When a magnitude 7.8 earthquake on the Turkey–Syria border in February 2023 brought down tens of thousands of buildings and killed more than 50,000 people, the earthquake resistance of buildings became a hot topic once again.

Chang Wen-yen, dean of the National Dong Hwa University College of Environmental Studies and Oceanography and a research fellow with the Institute of Earth Sciences at Academia Sinica, says that the damage caused by earthquakes depends on the seismic resistance of old buildings. In addition to replacing such buildings or making them more earthquake-proof, we could further reduce earthquake harms by conducting non-destructive testing of the homes of disadvantaged residents, and perhaps providing them with grants to purchase or lease earthquake-resistant furniture.

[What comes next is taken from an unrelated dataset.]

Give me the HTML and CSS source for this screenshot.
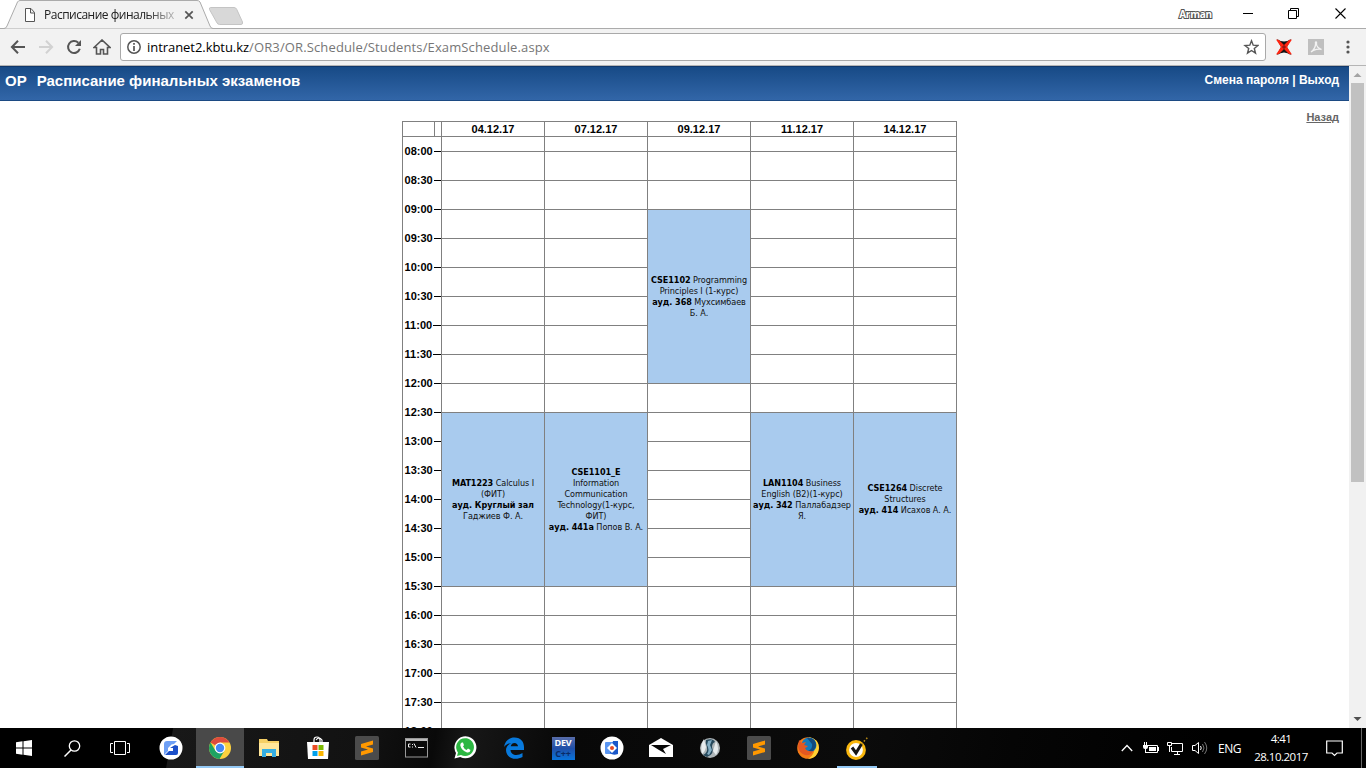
FILE: index.html
```html
<!DOCTYPE html>
<html lang="ru">
<head>
<meta charset="utf-8">
<title>Расписание финальных экзаменов</title>
<link rel="stylesheet" href="styles.css">
</head>
<body>
<div class="screen">
  <header class="tabstrip">
    <svg class="tab-shape" width="260" height="29" viewBox="0 0 260 29">
      <path d="M0 28.5H4Q6 28.5 7 26L17.500 2Q18.500 0.500 20 0.500H197Q199 0.500 200 2L210 26Q211 28.500 213 28.500H260V29H0Z" fill="#f2f2f2" stroke="#ababab"/>
      <path d="M210.500 7.500H234Q236 7.500 236.800 9.500L242.500 22Q243 24.500 241 24.500H219.500Q217.500 24.500 216.500 22L209.500 9.500Q209 7.500 210.500 7.500Z" fill="#d8d8d8" stroke="#c4c4c4"/>
    </svg>
    <div class="tab">
      <svg width="12" height="14" viewBox="0 0 12 14"><path d="M1.500 0.500H7L10.500 4.500V13.500H1.500ZM6.500 1V5H10.500" fill="#fff" stroke="#555"/></svg>
      <span class="tab-title">Расписание финальных</span>
      <svg class="tab-close" width="10" height="10" viewBox="0 0 10 10"><path d="M1.300 1.300L8.700 8.700M8.700 1.300L1.300 8.700" stroke="#555" stroke-width="1.700"/></svg>
    </div>
    <div class="window-controls">
      <span class="profile">Arman</span>
      <svg width="11" height="11" viewBox="0 0 11 11"><path d="M0 5.500H10" stroke="#000"/></svg>
      <svg width="11" height="11" viewBox="0 0 11 11"><path d="M0.500 2.500H8.500V10.500H0.500ZM2.500 2.500V0.500H10.500V8.500H8.500" fill="none" stroke="#000"/></svg>
      <svg width="11" height="11" viewBox="0 0 11 11"><path d="M0.500 0.500L10.500 10.500M10.500 0.500L0.500 10.500" stroke="#000" stroke-width="1.100"/></svg>
    </div>
  </header>

  <nav class="toolbar">
    <svg class="nav-back" width="16" height="16" viewBox="0 0 16 16"><path d="M15 8H2.500M8 1.700L1.900 8L8 14.300" fill="none" stroke="#555" stroke-width="2"/></svg>
    <svg class="nav-forward" width="16" height="16" viewBox="0 0 16 16"><path d="M1 8H13.500M8 1.700L14.100 8L8 14.300" fill="none" stroke="#d2d2d2" stroke-width="2"/></svg>
    <svg class="nav-reload" width="16" height="16" viewBox="0 0 16 16"><path d="M13.800 9.800A6 6 0 1 1 12.300 3.700" fill="none" stroke="#555" stroke-width="2"/><path d="M15 1V7H9Z" fill="#555"/></svg>
    <svg class="nav-home" width="18" height="16" viewBox="0 0 18 16"><path d="M1 8.500L9 1L17 8.500H14.500V15H10.500V10.500H7.500V15H3.500V8.500Z" fill="none" stroke="#555" stroke-width="1.600"/></svg>
    <div class="omnibox">
      <svg width="16" height="16" viewBox="0 0 16 16"><circle cx="8" cy="8" r="6.200" fill="none" stroke="#555" stroke-width="1.500"/><path d="M8 4V5.700M8 7V12" stroke="#555" stroke-width="1.700"/></svg>
      <span class="url"><span class="host">intranet2.kbtu.kz</span><span class="path">/OR3/OR.Schedule/Students/ExamSchedule.aspx</span></span>
      <svg width="16" height="16" viewBox="0 0 16 16"><path d="M8.500 1.800L10.200 6.200L15 6.500L11.300 9.500L12.500 14.100L8.500 11.500L4.500 14.100L5.700 9.500L2 6.500L6.800 6.200Z" fill="none" stroke="#555" stroke-width="1.400"/></svg>
    </div>
    <svg class="ext-x" width="18" height="18" viewBox="0 0 18 18"><path d="M2 1Q9 6 16 1L12 9L16 17Q9 12 2 17L6 9Z" fill="#111"/><path d="M1 1.500L4 2L9 7L14 2L17 1.500L12 9L17 16.500L14 16L9 11L4 16L1 16.500L6 9Z" fill="#ff2410"/><path d="M7 9H11M9 7V11" stroke="#711" /></svg>
    <svg class="ext-pdf" width="16" height="16" viewBox="0 0 16 16"><rect width="16" height="16" fill="#bfbfbf"/><path d="M3 13C6 11 8 7 7.500 4C7 2.500 9 2.500 8.500 4.500C8 7 11 10 13.500 10.500C11 9.500 6 10.500 3 13Z" fill="none" stroke="#f2f2f2" stroke-width="1.300"/></svg>
    <svg class="menu-dots" width="4" height="14" viewBox="0 0 4 14"><g fill="#555"><circle cx="2" cy="2" r="1.600"/><circle cx="2" cy="7" r="1.600"/><circle cx="2" cy="12" r="1.600"/></g></svg>
  </nav>

  <div class="viewport">
    <main class="page">
      <div class="banner">
        <div class="brand"><span class="logo">OP</span><h1>Расписание финальных экзаменов</h1></div>
        <div class="account">Смена пароля | Выход</div>
      </div>
      <div class="content">
        <div class="schedule">
          <div class="times">
            <div class="times-head"><i></i></div>
            <div class="time">08:00</div><div class="time">08:30</div><div class="time">09:00</div><div class="time">09:30</div>
            <div class="time">10:00</div><div class="time">10:30</div><div class="time">11:00</div><div class="time">11:30</div>
            <div class="time">12:00</div><div class="time">12:30</div><div class="time">13:00</div><div class="time">13:30</div>
            <div class="time">14:00</div><div class="time">14:30</div><div class="time">15:00</div><div class="time">15:30</div>
            <div class="time">16:00</div><div class="time">16:30</div><div class="time">17:00</div><div class="time">17:30</div>
            <div class="time">18:00</div>
          </div>
          <div class="day">
            <div class="date">04.12.17</div><div class="half"></div>
            <div class="free n9"></div>
            <div class="exam"><p><b>MAT1223</b> Calculus I</p><p>(ФИТ)</p><p><b>ауд. Круглый зал</b></p><p>Гаджиев Ф. А.</p></div>
            <div class="free n6"></div>
          </div>
          <div class="day">
            <div class="date">07.12.17</div><div class="half"></div>
            <div class="free n9"></div>
            <div class="exam"><p><b>CSE1101_E</b></p><p>Information</p><p>Communication</p><p>Technology(1-курс,</p><p>ФИТ)</p><p><b>ауд. 441а</b> Попов В. А.</p></div>
            <div class="free n6"></div>
          </div>
          <div class="day">
            <div class="date">09.12.17</div><div class="half"></div>
            <div class="free n2"></div>
            <div class="exam"><p><b>CSE1102</b> Programming</p><p>Principles I (1-курс)</p><p><b>ауд. 368</b> Мухсимбаев</p><p>Б. А.</p></div>
            <div class="free n13"></div>
          </div>
          <div class="day">
            <div class="date">11.12.17</div><div class="half"></div>
            <div class="free n9"></div>
            <div class="exam"><p><b>LAN1104</b> Business</p><p>English (B2)(1-курс)</p><p><b>ауд. 342</b> Паллабадзер</p><p>Я.</p></div>
            <div class="free n6"></div>
          </div>
          <div class="day last">
            <div class="date">14.12.17</div><div class="half"></div>
            <div class="free n9"></div>
            <div class="exam"><p><b>CSE1264</b> Discrete</p><p>Structures</p><p><b>ауд. 414</b> Исахов А. А.</p></div>
            <div class="free n6"></div>
          </div>
        </div>
        <a class="back">Назад</a>
      </div>
    </main>
    <aside class="scrollbar">
      <svg width="17" height="17" viewBox="0 0 17 17"><path d="M4.500 11L8.500 7L12.500 11Z" fill="#a3a3a3"/></svg>
      <div class="thumb"></div>
      <svg class="down" width="17" height="17" viewBox="0 0 17 17"><path d="M4.500 6L8.500 10L12.500 6Z" fill="#505050"/></svg>
    </aside>
  </div>

  <footer class="taskbar">
    <div class="system">
      <div class="sys"><svg width="16" height="16" viewBox="0 0 16 16"><path d="M0 2.200L6.500 1.300V7.500H0ZM7.500 1.200L16 0V7.500H7.500ZM0 8.500H6.500V14.700L0 13.800ZM7.500 8.500H16V16L7.500 14.800Z" fill="#fff"/></svg></div>
      <div class="sys"><svg width="17" height="17" viewBox="0 0 17 17"><circle cx="10.500" cy="6" r="5.200" fill="none" stroke="#fff" stroke-width="1.300"/><path d="M7 10L0.500 16.500" stroke="#fff" stroke-width="1.500"/></svg></div>
      <div class="sys"><svg width="20" height="14" viewBox="0 0 20 14"><path d="M4.500 0.500H15.500V13.500H4.500ZM3 2.500H0.500V11.500H3M17 2.500H19.500V11.500H17" fill="none" stroke="#fff"/></svg></div>
    </div>
    <div class="apps">
      <div class="app"><svg width="24" height="24" viewBox="0 0 24 24"><circle cx="12" cy="12" r="11.500" fill="#fff"/><path d="M5 8Q5 5 8 5H18L15 8L12.500 8.500L9 12V15L5 19Z" fill="#6d9ff5"/><path d="M19 10V17Q19 19 17 19H6L10 15H14V12H11L16 9Z" fill="#1b4fc9"/></svg></div>
      <div class="app active"><svg width="24" height="24" viewBox="0 0 24 24"><circle cx="12" cy="12" r="11" fill="#fcd13f"/><path d="M12 12L2.500 6.500A11 11 0 0 1 21.500 6.500H12Z" fill="#de4b3d"/><path d="M2.500 6.500A11 11 0 0 0 11.500 23L16.500 14.500L12 12L7.500 14.800Z" fill="#1da362"/><circle cx="12" cy="12" r="5.400" fill="#fff"/><circle cx="12" cy="12" r="4.200" fill="#4587f4"/></svg></div>
      <div class="app"><svg width="22" height="20" viewBox="0 0 22 20"><path d="M1 1H9L10 3H21V18H1Z" fill="#f5cf65"/><path d="M1 5H21V18H1Z" fill="#ffe69a"/><path d="M4 19V11H18V19H14V15H8V19Z" fill="#35aee2"/></svg></div>
      <div class="app"><svg width="24" height="24" viewBox="0 0 24 24"><path d="M8 8V4Q8 1 11 1Q14 1 14 4V8M10 4Q13 0 16 4V7" fill="none" stroke="#fff" stroke-width="1.200"/><path d="M1 6H23L22 23H2Z" fill="#fff"/><path d="M6.500 9H11.500V14H6.500Z" fill="#eb4d25"/><path d="M12.500 9H17.500V14H12.500Z" fill="#7bb900"/><path d="M6.500 15H11.500V20H6.500Z" fill="#00a1ed"/><path d="M12.500 15H17.500V20H12.500Z" fill="#fcb600"/></svg></div>
      <div class="app"><svg width="24" height="24" viewBox="0 0 24 24"><rect width="24" height="24" rx="1.500" fill="#4b4b4b"/><path d="M6 8L18 4.500V8.500L11 10.500L18 12.500V16L6 19.500V15.500L13 13.500L6 11.500Z" fill="#ff9800"/></svg></div>
      <div class="app"><svg width="23" height="20" viewBox="0 0 23 20"><rect x="0.500" y="0.500" width="22" height="18.500" fill="#0a0a0a" stroke="#999"/><path d="M1 2H22" stroke="#bbb" stroke-width="2"/><path d="M5.500 6H3.500V9H5.500M7.500 6V7M7.500 8.500V9.500M9 5.500L11 9.500M13 9.500H19" fill="none" stroke="#eee"/></svg></div>
      <div class="app"><svg width="24" height="24" viewBox="0 0 24 24"><path d="M1.500 22.500L3 17A11 11 0 1 1 7.200 21Z" fill="#fff"/><path d="M4 20L5 16.500A8.900 8.900 0 1 1 8 19Z" fill="#2cb742"/><path d="M8.800 6.500Q7 7.500 7.300 9.500Q8.500 14.500 14 16.500Q17 17 17.500 14L15 12.600L13.600 14Q11 13 10 10.300L11 9.200L10 6.500Z" fill="#fff"/></svg></div>
      <div class="app"><svg width="22" height="22" viewBox="0 0 22 22"><path d="M1 10C2 3 7 0.500 11.500 0.500C18 0.500 21 5 21 10V13H7.500C8 19 15 19 19.500 16V20C12 24 3 21 3 13C3 10 5 7.500 8.500 6C5 6.500 2.500 8 1 10ZM7.700 9.300H15C15 5 8.500 4.500 7.700 9.300Z" fill="#0879dc" fill-rule="evenodd"/></svg></div>
      <div class="app"><div class="dev"><span>DEV</span><span class="cpp">C++</span></div></div>
      <div class="app"><svg width="24" height="24" viewBox="0 0 24 24"><circle cx="12" cy="12" r="11.500" fill="#fff"/><rect x="5" y="6" width="9" height="12" rx="1" fill="#5a96f2"/><path d="M13 5H18V18Q13 20 10 17Z" fill="#1b58c9"/><path d="M12 7L17 12L12 17L7 12Z" fill="#fff"/><circle cx="12" cy="12" r="2" fill="#e34924"/></svg></div>
      <div class="app"><svg width="24" height="20" viewBox="0 0 24 20"><path d="M0 7L12 0L24 7V19H0Z" fill="#fff"/><path d="M2 7H22L14 11L17 16L10 12Z" fill="#080808"/></svg></div>
      <div class="app"><svg width="22" height="22" viewBox="0 0 22 22"><circle cx="11" cy="11" r="10" fill="#aeb5b8"/><path d="M5 2Q1 8 3 17Q6 15 7 10ZM17 4Q21 12 17 18L14 14Z" fill="#e7ecee"/><path d="M7 3Q14 1 16 5Q13 6 13 10Q16 17 8 20L4 18Q9 16 8 10Q6 6 7 3Z" fill="#26495c"/><path d="M9 4L13 3L11 8L13 13L10 18L8 17Q11 13 8 8Z" fill="#83adc3"/></svg></div>
      <div class="app"><svg width="24" height="24" viewBox="0 0 24 24"><rect width="24" height="24" rx="1.500" fill="#4b4b4b"/><path d="M6 8L18 4.500V8.500L11 10.500L18 12.500V16L6 19.500V15.500L13 13.500L6 11.500Z" fill="#ff9800"/></svg></div>
      <div class="app"><svg width="24" height="24" viewBox="0 0 24 24"><circle cx="12" cy="12" r="10.800" fill="#f47b16"/><path d="M13 1Q23 3 23 12Q22 22 12 23Q20 18 18 10Z" fill="#ffd233"/><circle cx="13" cy="9" r="7.500" fill="#147abb"/><path d="M11 2Q20 1 20 10Q18 17 12 15Q17 13 16 8Z" fill="#124a7e"/><path d="M3 4L6 7L10 6L8 9L12 10Q10 12 9 12Q11 16 17 15Q15 20 9 19Q3 17 2 11Z" fill="#e45821"/></svg></div>
      <div class="app running"><svg width="24" height="26" viewBox="0 0 24 26"><circle cx="11" cy="15" r="8.400" fill="#fff" stroke="#f9b70e" stroke-width="3"/><path d="M7 12.500L11 18L16.500 9" fill="none" stroke="#151515" stroke-width="3"/><path d="M16.500 9L23 2" stroke="#b88a15" stroke-width="1.500" stroke-dasharray="1.500 2"/></svg></div>
    </div>
    <div class="tray">
      <svg width="12" height="8" viewBox="0 0 12 8"><path d="M0.800 7L6 1.500L11.200 7" fill="none" stroke="#fff" stroke-width="1.300"/></svg>
      <svg class="battery" width="16" height="12" viewBox="0 0 16 12"><path d="M5 3.500H14.500V10.500H4.500" fill="none" stroke="#fff"/><path d="M6 5H13V9H6ZM15 5H16V9H15ZM0 3H5V5Q5 7 3 7V10H6V11H2V7Q0 7 0 5ZM1 0H2V3H1ZM3 0H4V3H3Z" fill="#fff"/></svg>
      <svg width="17" height="14" viewBox="0 0 17 14"><path d="M5 2.500H15.500V10.500H4.500V6M0.500 1.500H4.500V4.500H0.500ZM2.500 5V11M10.500 11V13M7 13.500H13" fill="none" stroke="#fff"/></svg>
      <svg width="16" height="14" viewBox="0 0 16 14"><path d="M0.500 4.500H3L6.500 1.500V12.500L3 9.500H0.500Z" fill="none" stroke="#fff"/><path d="M8.500 5Q10 7 8.500 9" fill="none" stroke="#fff"/><path d="M10.500 3Q13.500 7 10.500 11M12.500 1Q17 7 12.500 13" fill="none" stroke="#777"/></svg>
      <span class="lang">ENG</span>
      <div class="clock"><span class="hour">4:41</span><span class="today">28.10.2017</span></div>
      <svg class="notices" width="17" height="17" viewBox="0 0 17 17"><path d="M0.700 1H16.300V13H11L8.500 15.500L6 13H0.700Z" fill="none" stroke="#fff" stroke-width="1.200"/></svg>
      <i class="show-desktop"></i>
    </div>
  </footer>
</div>
</body>
</html>
```
FILE: styles.css
```css
* { box-sizing: border-box; }
body { margin: 0; overflow: hidden; background: #fff; }
svg { display: block; flex: none; }
p, h1 { margin: 0; }
.screen { width: 1366px; height: 768px; display: flex; flex-direction: column; overflow: hidden; }

.tabstrip { height: 29px; flex: none; display: flex; justify-content: space-between; position: relative; border-bottom: 1px solid #ababab; font-family: "Open Sans", sans-serif; }
.tab-shape { position: absolute; left: 0; top: 0; }
.tab { position: relative; display: flex; align-items: center; height: 28px; padding: 2px 0 0 24px; width: 200px; }
.tab-title { width: 131px; margin: -2px 0 0 8px; font-size: 12px; letter-spacing: -0.500px; white-space: nowrap; overflow: hidden; color: #222; -webkit-mask-image: linear-gradient(90deg, #000 78%, rgba(0,0,0,.25)); mask-image: linear-gradient(90deg, #000 78%, rgba(0,0,0,.25)); }
.tab-close { margin-left: 9px; }
.window-controls { display: flex; align-items: center; height: 27px; padding-right: 20px; gap: 35px; }
.window-controls svg + svg { margin-left: -1px; }
.window-controls svg:last-child { margin-left: 1px; }
.profile { font: bold 10px "Open Sans", sans-serif; color: #fff; -webkit-text-stroke: 2px #555; paint-order: stroke fill; margin-right: -4px; letter-spacing: -0.200px; }

.toolbar { height: 37px; flex: none; display: flex; align-items: center; background: #f2f2f2; border-bottom: 1px solid #b5b5b5; padding-left: 10px; }
.nav-forward, .nav-reload { margin-left: 12px; }
.nav-home { margin-left: 11px; }
.omnibox { width: 1146px; height: 28px; margin-left: 9px; padding: 0 6px 0 5px; display: flex; align-items: center; background: #fff; border: 1px solid #a9a9a9; border-radius: 3px; }
.url { flex: 1; margin-left: 5px; font: 13px "Open Sans", sans-serif; white-space: nowrap; }
.host { color: #000; letter-spacing: -0.050px; }
.path { color: #767676; letter-spacing: 0.130px; }
.ext-x { margin-left: 9px; }
.ext-pdf { margin-left: 15px; }
.menu-dots { margin-left: 22px; }

.viewport { height: 662px; flex: none; display: flex; }
.page { flex: 1; display: flex; flex-direction: column; overflow: hidden; font-family: "Liberation Sans", Arial, sans-serif; }
.banner { height: 35px; flex: none; display: flex; justify-content: space-between; padding: 0 10px 0 5px; color: #fff; font-weight: bold; background: linear-gradient(#174a86, #3266a8); border-top: 1px solid #11386b; border-bottom: 1px solid #1c4a83; }
.brand { display: flex; gap: 10px; font-size: 15px; line-height: 28px; }
.brand h1 { font-size: 15px; }
.account { font-size: 12px; line-height: 26px; }
.content { flex: 1; min-height: 0; display: flex; justify-content: space-between; padding: 20px 10px 0 402px; overflow: hidden; }
.back { margin-top: -10px; font: bold 11px/13px "Liberation Sans", Arial, sans-serif; color: #666; text-decoration: underline; }

.schedule { display: grid; grid-template-columns: 39px repeat(4, 103px) 104px; align-items: start; font-weight: bold; font-size: 11px; }
.times { border-left: 1px solid #808080; }
.times-head { height: 16px; border-top: 1px solid #808080; border-bottom: 1px solid #808080; padding-left: 31px; }
.times-head i { display: block; height: 14px; border-left: 1px solid #808080; }
.time { height: 29px; line-height: 29px; display: flex; align-items: center; padding-left: 1.600px; white-space: nowrap; }
.time::after { content: ""; height: 1px; background: #000; flex: 1; margin-left: 1.200px; }
.day { border-left: 1px solid #808080; }
.day.last { border-right: 1px solid #808080; }
.date { height: 16px; line-height: 15px; text-align: center; border-top: 1px solid #808080; border-bottom: 1px solid #808080; }
.half { height: 15px; border-bottom: 1px solid #808080; }
.free { background: repeating-linear-gradient(#fff 0, #fff 28px, #808080 28px, #808080 29px); }
.n2 { height: 58px; }
.n6 { height: 174px; }
.n9 { height: 261px; }
.n13 { height: 377px; }
.exam { height: 174px; display: flex; flex-direction: column; justify-content: center; background: #a9cbee; border-bottom: 1px solid #808080; font: 9px/11px "DejaVu Sans Condensed", "DejaVu Sans", sans-serif; font-stretch: condensed; letter-spacing: -0.060px; text-align: center; white-space: nowrap; color: #111; }
.exam b { color: #000; }

.scrollbar { width: 17px; display: flex; flex-direction: column; background: #f1f1f1; }
.thumb { width: 13px; height: 399px; margin: 0 2px; background: #c1c1c1; }
.down { margin-top: auto; }

.taskbar { height: 40px; flex: none; display: flex; background: linear-gradient(100deg, #000 0, #000 170px, #181818 171px, #121212 360px, #090909 430px, #171717 460px, #080808 560px, #0b0b0b 850px, #050505 1000px, #000 1200px); color: #fff; font-family: "Open Sans", sans-serif; }
.system { display: flex; width: 147px; }
.sys { width: 48px; display: flex; align-items: center; justify-content: center; }
.apps { display: flex; gap: 1px; flex: 1; }
.app { width: 48px; display: flex; align-items: center; justify-content: center; border-bottom: 2px solid transparent; padding-top: 2px; }
.active { background: #494949; border-bottom-color: #94c9f5; }
.running { background: linear-gradient(#94c9f5, #94c9f5) center bottom / 40px 2px no-repeat border-box; }
.dev { width: 23px; height: 23px; display: flex; flex-direction: column; align-items: center; background: linear-gradient(#586ca9, #204fa7 50%, #0874dc); font: bold 9px/11px "Open Sans", sans-serif; letter-spacing: -0.200px; }
.cpp { color: #092b68; }
.tray { display: flex; align-items: center; width: 245px; }
.tray svg + svg { margin-left: 8px; }
.tray svg.battery { margin-left: 10px; }
.lang { font-size: 12px; margin-left: 10px; width: 26px; letter-spacing: -0.500px; }
.clock { width: 62px; margin-left: 6px; display: flex; flex-direction: column; align-items: center; font-size: 11.500px; line-height: 18px; letter-spacing: -0.500px; }
.notices { margin-left: 14px; }
.show-desktop { width: 1px; height: 40px; margin-left: auto; margin-right: 4px; background: #666; }
```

“Can a butterfly flapping its wings in Brazil cause a tornado in Texas?” Dubbed the “butterfly effect” by American meteorologist Edward Norton Lorenz (it is an expression of “chaos theory”), the term highlights the idea that small events or phenomena can cause large, connected reactions to ripple through dynamic systems. The concept also helps remind us that the natural world is complex in ways that extend beyond the limits of scientific understanding. If we wish to thrive in spite of natural disasters, we can never cease our efforts to enhance community resilience.